**WHAT YOU HAVE TO DO**. Copy nothing but the text: reproduce each line of the listing exactly and leave the pictures out.

Begin DATA BLOCK

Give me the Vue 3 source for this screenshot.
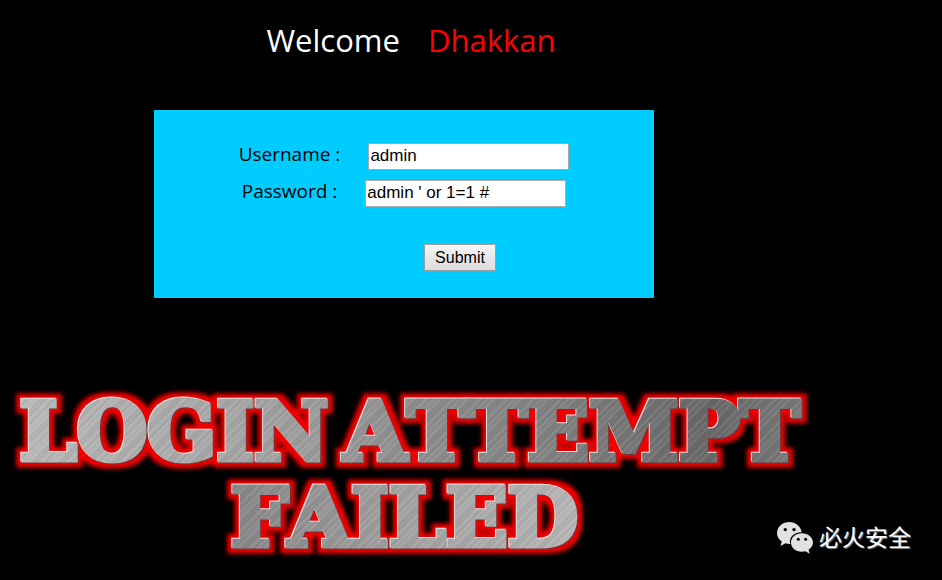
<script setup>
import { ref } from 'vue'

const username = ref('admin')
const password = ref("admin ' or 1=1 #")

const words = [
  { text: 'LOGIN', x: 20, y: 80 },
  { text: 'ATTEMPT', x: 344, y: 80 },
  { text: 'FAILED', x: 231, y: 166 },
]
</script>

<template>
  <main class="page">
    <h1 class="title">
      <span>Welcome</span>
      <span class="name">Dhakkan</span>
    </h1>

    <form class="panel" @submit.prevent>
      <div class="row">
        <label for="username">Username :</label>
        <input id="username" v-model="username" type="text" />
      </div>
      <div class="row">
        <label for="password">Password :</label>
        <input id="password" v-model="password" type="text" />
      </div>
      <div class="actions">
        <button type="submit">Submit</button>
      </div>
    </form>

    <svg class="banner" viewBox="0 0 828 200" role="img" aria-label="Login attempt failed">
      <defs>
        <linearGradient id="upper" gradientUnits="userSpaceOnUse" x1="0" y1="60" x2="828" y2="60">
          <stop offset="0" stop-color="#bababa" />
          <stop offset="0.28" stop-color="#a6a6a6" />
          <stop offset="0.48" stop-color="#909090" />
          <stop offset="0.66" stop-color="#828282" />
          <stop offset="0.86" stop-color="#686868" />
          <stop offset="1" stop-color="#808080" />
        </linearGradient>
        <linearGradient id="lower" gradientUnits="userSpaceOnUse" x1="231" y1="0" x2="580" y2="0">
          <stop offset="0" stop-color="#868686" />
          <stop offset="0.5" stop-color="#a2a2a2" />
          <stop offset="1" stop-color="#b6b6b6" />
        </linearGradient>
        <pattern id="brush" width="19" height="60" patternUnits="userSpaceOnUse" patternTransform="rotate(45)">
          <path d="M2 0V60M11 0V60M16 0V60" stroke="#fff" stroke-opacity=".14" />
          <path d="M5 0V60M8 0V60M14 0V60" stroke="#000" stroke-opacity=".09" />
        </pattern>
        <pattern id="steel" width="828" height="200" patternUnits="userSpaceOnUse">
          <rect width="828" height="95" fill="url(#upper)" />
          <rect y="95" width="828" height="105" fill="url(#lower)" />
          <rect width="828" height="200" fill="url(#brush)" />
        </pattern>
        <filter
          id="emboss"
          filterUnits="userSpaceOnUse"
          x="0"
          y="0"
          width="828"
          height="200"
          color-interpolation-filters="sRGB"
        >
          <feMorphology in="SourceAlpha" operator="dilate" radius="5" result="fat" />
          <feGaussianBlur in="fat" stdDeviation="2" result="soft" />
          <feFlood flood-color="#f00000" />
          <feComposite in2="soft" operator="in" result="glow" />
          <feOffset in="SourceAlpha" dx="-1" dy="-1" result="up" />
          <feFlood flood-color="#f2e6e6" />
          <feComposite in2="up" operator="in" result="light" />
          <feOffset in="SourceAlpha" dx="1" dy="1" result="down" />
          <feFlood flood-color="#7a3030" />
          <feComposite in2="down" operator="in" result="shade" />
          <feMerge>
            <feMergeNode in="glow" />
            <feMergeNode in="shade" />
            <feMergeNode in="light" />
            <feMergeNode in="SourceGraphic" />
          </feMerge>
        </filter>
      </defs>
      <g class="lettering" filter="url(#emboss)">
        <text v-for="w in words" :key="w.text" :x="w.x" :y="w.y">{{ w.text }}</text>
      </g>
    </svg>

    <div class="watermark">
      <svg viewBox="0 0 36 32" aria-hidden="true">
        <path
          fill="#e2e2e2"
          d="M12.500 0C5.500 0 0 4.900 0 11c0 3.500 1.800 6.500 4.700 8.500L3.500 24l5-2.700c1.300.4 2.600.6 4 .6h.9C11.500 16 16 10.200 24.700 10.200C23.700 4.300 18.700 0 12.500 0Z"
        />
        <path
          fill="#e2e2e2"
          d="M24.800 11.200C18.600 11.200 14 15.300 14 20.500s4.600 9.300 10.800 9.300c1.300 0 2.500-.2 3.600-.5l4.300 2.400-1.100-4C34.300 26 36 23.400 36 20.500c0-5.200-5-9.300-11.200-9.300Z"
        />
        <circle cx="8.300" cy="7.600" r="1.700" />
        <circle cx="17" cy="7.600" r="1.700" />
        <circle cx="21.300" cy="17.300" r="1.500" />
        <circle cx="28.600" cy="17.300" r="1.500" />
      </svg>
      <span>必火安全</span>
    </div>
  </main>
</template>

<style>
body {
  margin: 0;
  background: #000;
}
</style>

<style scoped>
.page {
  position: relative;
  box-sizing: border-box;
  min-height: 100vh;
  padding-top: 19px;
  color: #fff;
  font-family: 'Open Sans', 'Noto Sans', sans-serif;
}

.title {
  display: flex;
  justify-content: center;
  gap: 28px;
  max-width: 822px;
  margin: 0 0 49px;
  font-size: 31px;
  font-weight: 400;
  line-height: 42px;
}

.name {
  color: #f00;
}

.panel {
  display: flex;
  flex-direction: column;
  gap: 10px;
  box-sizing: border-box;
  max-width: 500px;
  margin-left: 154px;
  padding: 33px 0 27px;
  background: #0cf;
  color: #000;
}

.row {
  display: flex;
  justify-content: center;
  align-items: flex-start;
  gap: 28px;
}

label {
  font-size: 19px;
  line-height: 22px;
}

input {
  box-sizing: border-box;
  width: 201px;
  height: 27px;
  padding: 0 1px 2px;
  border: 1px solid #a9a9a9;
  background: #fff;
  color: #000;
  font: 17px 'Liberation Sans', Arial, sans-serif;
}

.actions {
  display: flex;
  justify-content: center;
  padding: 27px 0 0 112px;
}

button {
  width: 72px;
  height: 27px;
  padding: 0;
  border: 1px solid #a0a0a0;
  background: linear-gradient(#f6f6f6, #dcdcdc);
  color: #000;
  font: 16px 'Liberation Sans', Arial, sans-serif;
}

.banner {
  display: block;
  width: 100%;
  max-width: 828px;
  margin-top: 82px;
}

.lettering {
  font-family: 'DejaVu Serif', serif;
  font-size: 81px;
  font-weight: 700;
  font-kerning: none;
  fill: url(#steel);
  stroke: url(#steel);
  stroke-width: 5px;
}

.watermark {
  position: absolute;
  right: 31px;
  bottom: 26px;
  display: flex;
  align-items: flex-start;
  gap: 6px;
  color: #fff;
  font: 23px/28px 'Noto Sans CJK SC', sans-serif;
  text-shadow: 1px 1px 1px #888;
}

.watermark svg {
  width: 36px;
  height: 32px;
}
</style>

End DATA BLOCK

**ANSWER TO THIS EXERCISE**.
Give me the Vue 3 source for this screenshot.
<script setup>
import { ref } from 'vue'

const username = ref('admin')
const password = ref("admin ' or 1=1 #")

const words = [
  { text: 'LOGIN', x: 20, y: 80 },
  { text: 'ATTEMPT', x: 344, y: 80 },
  { text: 'FAILED', x: 231, y: 166 },
]
</script>

<template>
  <main class="page">
    <h1 class="title">
      <span>Welcome</span>
      <span class="name">Dhakkan</span>
    </h1>

    <form class="panel" @submit.prevent>
      <div class="row">
        <label for="username">Username :</label>
        <input id="username" v-model="username" type="text" />
      </div>
      <div class="row">
        <label for="password">Password :</label>
        <input id="password" v-model="password" type="text" />
      </div>
      <div class="actions">
        <button type="submit">Submit</button>
      </div>
    </form>

    <svg class="banner" viewBox="0 0 828 200" role="img" aria-label="Login attempt failed">
      <defs>
        <linearGradient id="upper" gradientUnits="userSpaceOnUse" x1="0" y1="60" x2="828" y2="60">
          <stop offset="0" stop-color="#bababa" />
          <stop offset="0.28" stop-color="#a6a6a6" />
          <stop offset="0.48" stop-color="#909090" />
          <stop offset="0.66" stop-color="#828282" />
          <stop offset="0.86" stop-color="#686868" />
          <stop offset="1" stop-color="#808080" />
        </linearGradient>
        <linearGradient id="lower" gradientUnits="userSpaceOnUse" x1="231" y1="0" x2="580" y2="0">
          <stop offset="0" stop-color="#868686" />
          <stop offset="0.5" stop-color="#a2a2a2" />
          <stop offset="1" stop-color="#b6b6b6" />
        </linearGradient>
        <pattern id="brush" width="19" height="60" patternUnits="userSpaceOnUse" patternTransform="rotate(45)">
          <path d="M2 0V60M11 0V60M16 0V60" stroke="#fff" stroke-opacity=".14" />
          <path d="M5 0V60M8 0V60M14 0V60" stroke="#000" stroke-opacity=".09" />
        </pattern>
        <pattern id="steel" width="828" height="200" patternUnits="userSpaceOnUse">
          <rect width="828" height="95" fill="url(#upper)" />
          <rect y="95" width="828" height="105" fill="url(#lower)" />
          <rect width="828" height="200" fill="url(#brush)" />
        </pattern>
        <filter
          id="emboss"
          filterUnits="userSpaceOnUse"
          x="0"
          y="0"
          width="828"
          height="200"
          color-interpolation-filters="sRGB"
        >
          <feMorphology in="SourceAlpha" operator="dilate" radius="5" result="fat" />
          <feGaussianBlur in="fat" stdDeviation="2" result="soft" />
          <feFlood flood-color="#f00000" />
          <feComposite in2="soft" operator="in" result="glow" />
          <feOffset in="SourceAlpha" dx="-1" dy="-1" result="up" />
          <feFlood flood-color="#f2e6e6" />
          <feComposite in2="up" operator="in" result="light" />
          <feOffset in="SourceAlpha" dx="1" dy="1" result="down" />
          <feFlood flood-color="#7a3030" />
          <feComposite in2="down" operator="in" result="shade" />
          <feMerge>
            <feMergeNode in="glow" />
            <feMergeNode in="shade" />
            <feMergeNode in="light" />
            <feMergeNode in="SourceGraphic" />
          </feMerge>
        </filter>
      </defs>
      <g class="lettering" filter="url(#emboss)">
        <text v-for="w in words" :key="w.text" :x="w.x" :y="w.y">{{ w.text }}</text>
      </g>
    </svg>

    <div class="watermark">
      <svg viewBox="0 0 36 32" aria-hidden="true">
        <path
          fill="#e2e2e2"
          d="M12.500 0C5.500 0 0 4.900 0 11c0 3.500 1.800 6.500 4.700 8.500L3.500 24l5-2.700c1.300.4 2.600.6 4 .6h.9C11.500 16 16 10.200 24.700 10.200C23.700 4.300 18.700 0 12.500 0Z"
        />
        <path
          fill="#e2e2e2"
          d="M24.800 11.200C18.600 11.200 14 15.300 14 20.500s4.600 9.300 10.800 9.300c1.300 0 2.500-.2 3.600-.5l4.300 2.400-1.100-4C34.300 26 36 23.400 36 20.500c0-5.200-5-9.300-11.200-9.300Z"
        />
        <circle cx="8.300" cy="7.600" r="1.700" />
        <circle cx="17" cy="7.600" r="1.700" />
        <circle cx="21.300" cy="17.300" r="1.500" />
        <circle cx="28.600" cy="17.300" r="1.500" />
      </svg>
      <span>必火安全</span>
    </div>
  </main>
</template>

<style>
body {
  margin: 0;
  background: #000;
}
</style>

<style scoped>
.page {
  position: relative;
  box-sizing: border-box;
  min-height: 100vh;
  padding-top: 19px;
  color: #fff;
  font-family: 'Open Sans', 'Noto Sans', sans-serif;
}

.title {
  display: flex;
  justify-content: center;
  gap: 28px;
  max-width: 822px;
  margin: 0 0 49px;
  font-size: 31px;
  font-weight: 400;
  line-height: 42px;
}

.name {
  color: #f00;
}

.panel {
  display: flex;
  flex-direction: column;
  gap: 10px;
  box-sizing: border-box;
  max-width: 500px;
  margin-left: 154px;
  padding: 33px 0 27px;
  background: #0cf;
  color: #000;
}

.row {
  display: flex;
  justify-content: center;
  align-items: flex-start;
  gap: 28px;
}

label {
  font-size: 19px;
  line-height: 22px;
}

input {
  box-sizing: border-box;
  width: 201px;
  height: 27px;
  padding: 0 1px 2px;
  border: 1px solid #a9a9a9;
  background: #fff;
  color: #000;
  font: 17px 'Liberation Sans', Arial, sans-serif;
}

.actions {
  display: flex;
  justify-content: center;
  padding: 27px 0 0 112px;
}

button {
  width: 72px;
  height: 27px;
  padding: 0;
  border: 1px solid #a0a0a0;
  background: linear-gradient(#f6f6f6, #dcdcdc);
  color: #000;
  font: 16px 'Liberation Sans', Arial, sans-serif;
}

.banner {
  display: block;
  width: 100%;
  max-width: 828px;
  margin-top: 82px;
}

.lettering {
  font-family: 'DejaVu Serif', serif;
  font-size: 81px;
  font-weight: 700;
  font-kerning: none;
  fill: url(#steel);
  stroke: url(#steel);
  stroke-width: 5px;
}

.watermark {
  position: absolute;
  right: 31px;
  bottom: 26px;
  display: flex;
  align-items: flex-start;
  gap: 6px;
  color: #fff;
  font: 23px/28px 'Noto Sans CJK SC', sans-serif;
  text-shadow: 1px 1px 1px #888;
}

.watermark svg {
  width: 36px;
  height: 32px;
}
</style>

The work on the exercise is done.